Defendant mooring 250 ton barge on river – Plaintiffs alleging interference with fishing rights – Whether defendant estopped by earlier adverse decision on like mooring on different stretch of the river where rights arose from different grant – Plaintiffs obtaining judgment in default – Application to set aside dismissed – Whether application to set aside disclosing real prospect of success at full trial – Appeal allowed
The plaintiffs represented the Hereford and District Angling Association which exercised fishing rights over the River Wye according to a colour-coded plan. Without a boat, the blue sector could only be fished from a south bank site (the blue land), which had been conveyed by the Bishop of Hereford to the city council in 1937 and thereafter used as a public park. The 1937 conveyance reserved the fishing rights to the grantor who retained land on the north bank and whose successors, the Church Commissioners, leased those rights to the association at all material times. In 1988 the defendant bought a 250 ton barge, which he intended to convert into a floating restaurant, and moored it in the yellow sector, lying to the east of the blue land. In proceedings commenced in 1992 the plaintiffs, having established a prescriptive right to fish the yellow sector from the land where the barge lay, obtained an order restraining the defendant from interfering with their fishing rights. In 1993 the defendant moved the barge to the blue land and moored it under an informal licence from the council. On July 1995 the plaintiffs obtained an order restraining the defendant from mooring on the blue land. That judgment was given in default of defence following the refusal of the defendant’s application for an adjournment. Shortly thereafter the defendant moved the barge to another site, the pink land, which gave no cause for complaint. On March 8 1996 the defendant applied unsuccessfully to have the judgment set aside and appealed contending that he had sufficiently demonstrated a real prospect of success at trial.

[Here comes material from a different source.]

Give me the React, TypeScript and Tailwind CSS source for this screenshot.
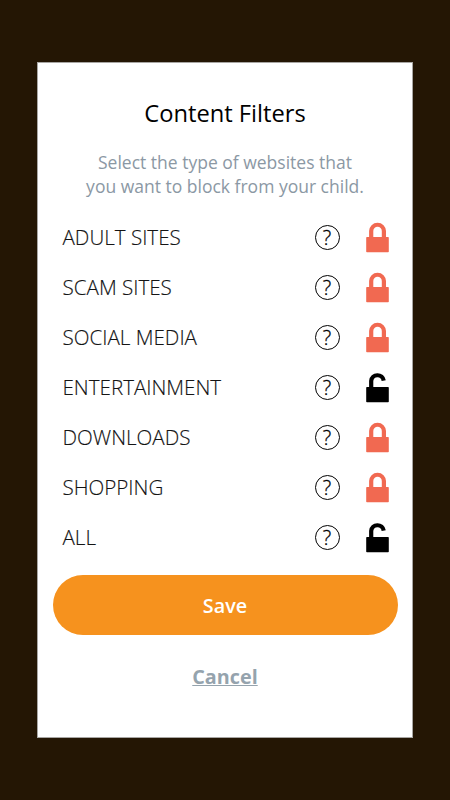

Held The appeal was allowed.
1. The plaintiffs could not succeed without showing substantial interference: see Peech v Best [1931] 1 KB 1. The judge had erred in holding that the plaintiffs’ success in the 1992 action made that matter one of res judicata as between the parties. Different issues arose. The yellow land mooring was unlicensed by the riparian owner and proportionally occupied much more than the 8% in the present case. Moreover the concurrent recreational use of the blue land made it important to determine the degree of access which the association could reasonably claim, a matter requiring full consideration of the terms and effect of the 1937 conveyance.

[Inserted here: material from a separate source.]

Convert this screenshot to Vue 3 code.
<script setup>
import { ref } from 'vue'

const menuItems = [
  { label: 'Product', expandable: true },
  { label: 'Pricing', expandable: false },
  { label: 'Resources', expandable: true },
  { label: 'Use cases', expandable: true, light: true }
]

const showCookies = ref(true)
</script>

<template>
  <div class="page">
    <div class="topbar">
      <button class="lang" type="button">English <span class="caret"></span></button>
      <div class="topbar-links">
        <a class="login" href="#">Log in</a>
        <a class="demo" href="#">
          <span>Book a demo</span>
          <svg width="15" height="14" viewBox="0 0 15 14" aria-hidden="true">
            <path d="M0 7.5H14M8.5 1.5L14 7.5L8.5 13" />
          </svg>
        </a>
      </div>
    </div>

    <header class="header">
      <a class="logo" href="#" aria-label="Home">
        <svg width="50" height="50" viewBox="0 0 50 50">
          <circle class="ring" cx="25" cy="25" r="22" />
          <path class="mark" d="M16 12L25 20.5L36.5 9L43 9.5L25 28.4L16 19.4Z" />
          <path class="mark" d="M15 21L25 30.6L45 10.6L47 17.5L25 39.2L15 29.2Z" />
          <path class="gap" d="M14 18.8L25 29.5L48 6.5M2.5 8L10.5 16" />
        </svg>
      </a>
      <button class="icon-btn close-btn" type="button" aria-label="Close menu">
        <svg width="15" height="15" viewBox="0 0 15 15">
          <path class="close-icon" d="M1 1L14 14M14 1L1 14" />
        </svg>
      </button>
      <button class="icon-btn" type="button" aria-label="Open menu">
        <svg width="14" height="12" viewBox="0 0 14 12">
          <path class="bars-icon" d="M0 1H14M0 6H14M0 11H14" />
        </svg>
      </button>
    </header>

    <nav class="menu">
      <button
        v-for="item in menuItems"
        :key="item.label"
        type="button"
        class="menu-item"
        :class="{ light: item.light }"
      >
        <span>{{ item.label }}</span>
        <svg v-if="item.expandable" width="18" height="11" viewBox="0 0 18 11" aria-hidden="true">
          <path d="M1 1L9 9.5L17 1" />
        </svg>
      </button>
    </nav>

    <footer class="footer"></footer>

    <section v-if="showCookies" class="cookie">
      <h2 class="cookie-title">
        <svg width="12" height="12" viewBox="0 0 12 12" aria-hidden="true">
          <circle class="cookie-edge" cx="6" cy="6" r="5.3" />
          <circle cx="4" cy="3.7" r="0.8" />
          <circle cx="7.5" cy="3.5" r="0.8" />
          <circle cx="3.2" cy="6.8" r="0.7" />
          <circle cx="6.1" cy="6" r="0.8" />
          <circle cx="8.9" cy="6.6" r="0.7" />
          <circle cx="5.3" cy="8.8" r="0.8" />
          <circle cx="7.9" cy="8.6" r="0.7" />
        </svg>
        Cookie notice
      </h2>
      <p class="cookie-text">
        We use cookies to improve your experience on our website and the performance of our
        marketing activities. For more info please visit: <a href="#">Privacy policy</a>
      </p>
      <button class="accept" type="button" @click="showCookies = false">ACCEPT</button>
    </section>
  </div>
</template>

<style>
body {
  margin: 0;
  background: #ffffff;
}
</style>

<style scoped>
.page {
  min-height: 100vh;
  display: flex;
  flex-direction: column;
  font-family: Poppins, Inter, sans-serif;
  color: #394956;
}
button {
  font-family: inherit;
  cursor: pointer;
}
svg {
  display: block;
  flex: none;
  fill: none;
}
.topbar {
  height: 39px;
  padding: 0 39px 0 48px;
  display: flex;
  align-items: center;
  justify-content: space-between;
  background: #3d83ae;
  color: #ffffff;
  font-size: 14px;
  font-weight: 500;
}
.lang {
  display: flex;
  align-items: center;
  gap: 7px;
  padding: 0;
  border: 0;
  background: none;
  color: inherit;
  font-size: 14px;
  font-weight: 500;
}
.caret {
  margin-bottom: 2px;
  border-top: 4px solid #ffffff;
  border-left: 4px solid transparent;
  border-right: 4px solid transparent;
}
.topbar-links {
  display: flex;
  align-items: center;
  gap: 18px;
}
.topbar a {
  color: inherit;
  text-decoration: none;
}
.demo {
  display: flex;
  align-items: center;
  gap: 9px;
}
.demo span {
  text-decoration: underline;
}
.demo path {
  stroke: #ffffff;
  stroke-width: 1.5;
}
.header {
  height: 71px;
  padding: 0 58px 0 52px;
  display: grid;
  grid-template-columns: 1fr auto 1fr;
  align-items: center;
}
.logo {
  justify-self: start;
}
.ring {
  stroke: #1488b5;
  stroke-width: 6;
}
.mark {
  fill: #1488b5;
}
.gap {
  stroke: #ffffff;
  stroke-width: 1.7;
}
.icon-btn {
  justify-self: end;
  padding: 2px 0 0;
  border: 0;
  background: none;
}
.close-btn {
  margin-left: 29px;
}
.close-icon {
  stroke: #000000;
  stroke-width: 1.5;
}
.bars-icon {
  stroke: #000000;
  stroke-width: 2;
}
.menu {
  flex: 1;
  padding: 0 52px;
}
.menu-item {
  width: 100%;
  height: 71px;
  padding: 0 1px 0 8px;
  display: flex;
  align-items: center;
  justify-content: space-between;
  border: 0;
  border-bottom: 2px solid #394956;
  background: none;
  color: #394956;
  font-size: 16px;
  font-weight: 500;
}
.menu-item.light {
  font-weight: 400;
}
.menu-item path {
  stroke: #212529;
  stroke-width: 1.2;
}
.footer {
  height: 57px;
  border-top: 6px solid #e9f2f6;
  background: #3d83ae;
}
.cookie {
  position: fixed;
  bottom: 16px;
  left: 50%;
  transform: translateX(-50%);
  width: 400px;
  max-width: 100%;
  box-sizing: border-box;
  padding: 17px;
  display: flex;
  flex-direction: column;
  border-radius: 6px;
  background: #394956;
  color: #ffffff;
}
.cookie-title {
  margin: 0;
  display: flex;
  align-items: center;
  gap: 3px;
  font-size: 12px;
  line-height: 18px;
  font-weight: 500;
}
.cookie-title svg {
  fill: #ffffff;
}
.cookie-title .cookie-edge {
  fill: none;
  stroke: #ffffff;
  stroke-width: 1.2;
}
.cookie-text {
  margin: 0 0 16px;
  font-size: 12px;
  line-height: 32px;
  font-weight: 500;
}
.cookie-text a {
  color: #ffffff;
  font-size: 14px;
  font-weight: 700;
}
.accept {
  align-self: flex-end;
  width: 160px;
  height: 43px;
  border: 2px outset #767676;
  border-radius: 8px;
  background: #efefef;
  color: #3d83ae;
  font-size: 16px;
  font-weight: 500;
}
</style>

2. A full trial would ventilate not only the above issues but also the defendant’s contention that mooring per se did not disturb fishing which he alleged to be so poor, as regards salmon, as to hardly warrant protection. Taken together, those factors satisfied the requirement (laid down in Alpine Bulk Transport Co Inc v Saudi Eagle Shipping Co Inc [1986] 2 Lloyds Rep 221) that the defendant should have advanced a defence that carried "some degree of conviction".
Francis Moraes (instructed by Anthony J Weston, of Hereford) appeared for the appellant; David Phillips (instructed by Beaumonts, of Hereford) appeared for the respondents.